While agreeing; with what the hon. and learned Gentle-man has said, may I point out that that does not preclude the Government, if they see fit, from untying their hands by introducing legislation?

The Solicitor-General

Legislation is one thing, but the exercise of this limited power under Section 60 is completely different. It is the exercise of that power which we are at present discussing; it is only that power with which we are concerned at the moment.

The hon. Lady was also concerned with what she regarded as the injustice of the differentiation of treatment between a blitzed house and a non-blitzed house, and she said it was unreasonable that an undamaged house could qualify for the 60 per cent. increase, whereas a blitzed house could not qualify in the case of a value payment. All I can say is that there is, in point of fact, power also to increase values in respect of blitzed houses under Section 11 of the War Damage Act, 1943. But we are not, of course, discussing that. We are discussing houses which do not fall within the purview of that Section. That is the answer to the point which she made. Hon. Gentlemen opposite said that the proper principle was to give to a person whose house was acquired at least as much as would enable him to find accommodation elsewhere, and pay the price neccessary to buy a house. There, again, that is something which, whether it would be right or wrong, we have no power to do under this Section. We have to start with the assumption that the scale of compensation fixed in November, 1944, was the correct scale. We can only look and see what has happened since then, and we can only increase that scale in proportion to anything that has supervened since then. Therefore, if all that has intervened since then is the increase since November, 1944, in building costs and the costs of property and so on, we can only increase the scale commensurate with that increase in costs. That is what we have done. That is all we can do under this Section, and it is all that we are purporting to do. Therefore, I ask the House to say that, whatever the rights or wrongs of the general position are, whether or not further steps should be taken—as to which I say nothing whatever—it would be right that the House should approve this limited Order, giving, as it does, a measure of justice, which at any rate goes some way to meet the case, and which, for that reason, should commend itself to the House.

10.27 p.m.

Mr. Michael Foot (Devonport)

I apologise for detaining the House at this late hour on this subject, but it is a matter which affects a great number of poor people who, I believe, are suffering from a real grievance and injustice, and I think it right we should debate the matter fully. It is right also because we have really had no opportunity of debating this subject on previous occasions. I would like, as briefly as I can, to make some comments on the Solicitor-General's answer to the case which has been presented. The Chancellor of the Exchequer said that it was an exceedingly difficult and complicated matter. We all agree with that, but if it is exceedingly difficult and complicated for us, it is also exceedingly difficult and complicated for the victims of the blitz, who have to fill in the forms, and who do not know whether they are to get their payment, and who do not know what their situation is.

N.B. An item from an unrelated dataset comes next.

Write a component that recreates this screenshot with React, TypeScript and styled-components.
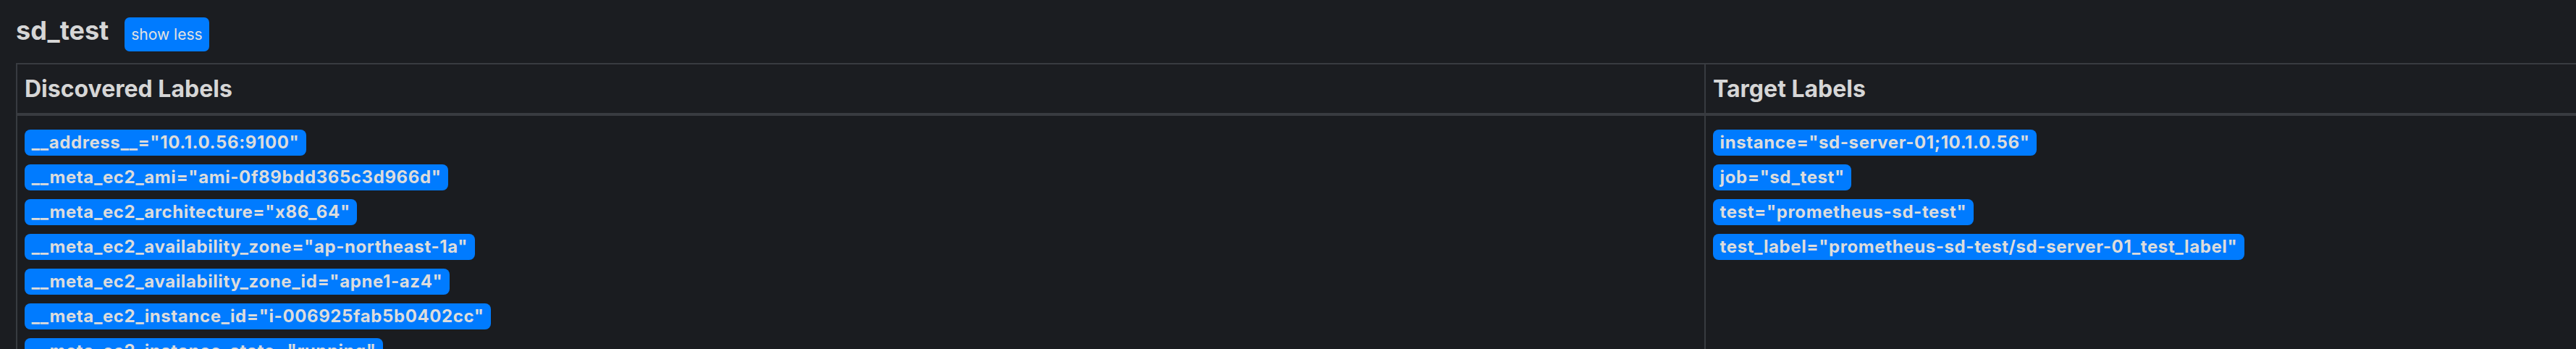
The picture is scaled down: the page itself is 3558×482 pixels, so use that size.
import React from "react";
import styled, { createGlobalStyle } from "styled-components";

const GlobalStyle = createGlobalStyle`
  html, body {
    margin: 0;
    padding: 0;
    background: #1b1d21;
    overflow: hidden;
  }
  body {
    font-family: Inter, "Noto Sans", sans-serif;
    color: #d5d5d5;
  }
`;

const Page = styled.div`
  padding: 21px 0 0 22px;
  height: 482px;
  box-sizing: border-box;
  overflow: hidden;
`;

const Header = styled.div`
  display: flex;
  align-items: baseline;
  gap: 22px;
  margin-bottom: 16px;
`;

const Title = styled.h3`
  margin: 0;
  font-size: 36px;
  font-weight: 700;
  line-height: 43px;
  color: #d6d6d6;
`;

const ToggleButton = styled.button`
  font-family: inherit;
  font-size: 21px;
  line-height: 31px;
  padding: 8px 9px;
  border: none;
  border-radius: 7px;
  background: #007bff;
  color: #e2e2e2;
`;

const Table = styled.table`
  border-collapse: separate;
  border-spacing: 0;
  table-layout: fixed;
  width: 3600px;
  border-top: 2px solid #383b40;
  border-left: 2px solid #383b40;
`;

const HeadCell = styled.th<{ $w?: number }>`
  width: ${(p) => (p.$w ? `${p.$w}px` : "auto")};
  box-sizing: border-box;
  text-align: left;
  font-size: 32px;
  font-weight: 700;
  line-height: 48px;
  padding: 10px 10px 9px;
  color: #d6d6d6;
  border-bottom: 4px solid #383b40;
  &:first-child {
    border-right: 2px solid #383b40;
  }
`;

const Cell = styled.td`
  vertical-align: top;
  padding: 19px 10px 10px;
  background: #1a1c20;
  &:first-child {
    border-right: 2px solid #383b40;
  }
`;

const LabelList = styled.div`
  display: flex;
  flex-direction: column;
  align-items: flex-start;
  gap: 12px;
`;

const Badge = styled.span`
  display: inline-block;
  font-size: 24px;
  font-weight: 700;
  line-height: 24px;
  padding: 6px 9.6px;
  border-radius: 8px;
  background: #007bff;
  color: #dcdcdc;
  white-space: nowrap;
  letter-spacing: 0.6px;
`;

const discovered: [string, string][] = [
  ["__address__", "10.1.0.56:9100"],
  ["__meta_ec2_ami", "ami-0f89bdd365c3d966d"],
  ["__meta_ec2_architecture", "x86_64"],
  ["__meta_ec2_availability_zone", "ap-northeast-1a"],
  ["__meta_ec2_availability_zone_id", "apne1-az4"],
  ["__meta_ec2_instance_id", "i-006925fab5b0402cc"],
  ["__meta_ec2_instance_state", "running"],
];

const target: [string, string][] = [
  ["instance", "sd-server-01;10.1.0.56"],
  ["job", "sd_test"],
  ["test", "prometheus-sd-test"],
  ["test_label", "prometheus-sd-test/sd-server-01_test_label"],
];

function Labels({ items }: { items: [string, string][] }) {
  return (
    <LabelList>
      {items.map(([k, v]) => (
        <Badge key={k}>{`${k}="${v}"`}</Badge>
      ))}
    </LabelList>
  );
}

export default function App() {
  return (
    <Page>
      <GlobalStyle />
      <Header>
        <Title>sd_test</Title>
        <ToggleButton>show less</ToggleButton>
      </Header>
      <Table>
        <thead>
          <tr>
            <HeadCell $w={2332}>Discovered Labels</HeadCell>
            <HeadCell>Target Labels</HeadCell>
          </tr>
        </thead>
        <tbody>
          <tr>
            <Cell>
              <Labels items={discovered} />
            </Cell>
            <Cell>
              <Labels items={target} />
            </Cell>
          </tr>
        </tbody>
      </Table>
    </Page>
  );
}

It would have been wiser if the Chancellor of the Exchequer could have dealt with this whole matter together—

Mr. Speaker

We cannot discuss the whole matter. We must discuss this Order, and nothing else. The question is whether the percentage should be 30 or 60. That is really the whole point, and the Solicitor-General has put it clearly.

Mr. Foot

I would like, with respect, to put this point. The hon. and learned Gentlemen's answer was that we must concentrate on the limited scope of this Order. This matter was originally raised, in an answer given by the Chancellor of the Exchequer, owing to representations made from this House—representations to which the Chancellor referred in his speech.

Mr. Speaker

It does not matter whether the Chancellor referred to it or not. All we are concerned with is this Order, which is very limited. I was not here at the time, otherwise, I should have restricted the Debate more tightly on this matter.

Mr. Foot

We are in the unfortunate position that we are not able to discuss some of the things which the Chancellor said. I therefore, turn to the next point, raised by the hon. Lady the Member for Sutton (Mrs. Middleton) The hon. Lady put a specific question to the Government, and we have had no reply to it. I think it is only right that we should have the most definite assurance from the Government that this extra 30 per cent. shall be paid by the Exchequer and not by the local authorities. We have heard many congratulations to the Chancellor this evening on his benevolence and generosity, but it is at the moment, under a strict reading of this Order, benevolence and generosity at somebody else's expense, and at the expense of the local authorities. I hope we shall have a specific statement from the Government that the local authorities will not have to bear the burden of this extra cost. This is relevant, I think, to the remarks made from the front Opposition bench.

The whole argument in 1944 was between those who were concerned with the interests of the local authorities, and those who were concerned with the victims who were going to lose their property. It was a very serious argument, which raised most important issues, and, unhappily, the Act of 1944 was not an Act which dealt with the problem properly. There was an attempt then to define an owner-occupier, but, unhappily, the definition was made so that it did not concentrate on the householder who suffered the real grievance. It went much wider, and, in my view, it would have been very much wiser, and more just to those people who are really suffering a serious and long-standing grievance, if the Chancellor of the Exchequer had attempted to deal with the whole problem which affects this type of victim, instead of dealing with one small issue now and the rest later on. I hope we may depend on the statement made by the Chancellor—which was a most important statement—that he would consider the whole question in October; I hope that we may therefore assume that there will be for owner-occupiers, under the War Damage Act, the 60 per cent. payment, or value payment, just as there is this 60 per cent. payment under the Town and Country Planning Act. I ask for that further assurance from the Chancellor.

Question put, and agreed to.

Resolved: That the Acquisition of Land (Increase of Supplement) Order, 1946 (S.R. & O., 1946, No. 1163), dated 22nd July, 1946, made by the Treasury under the Town and Country Planning Act, 1944, a copy of which Order was presented on 22nd July, be approved.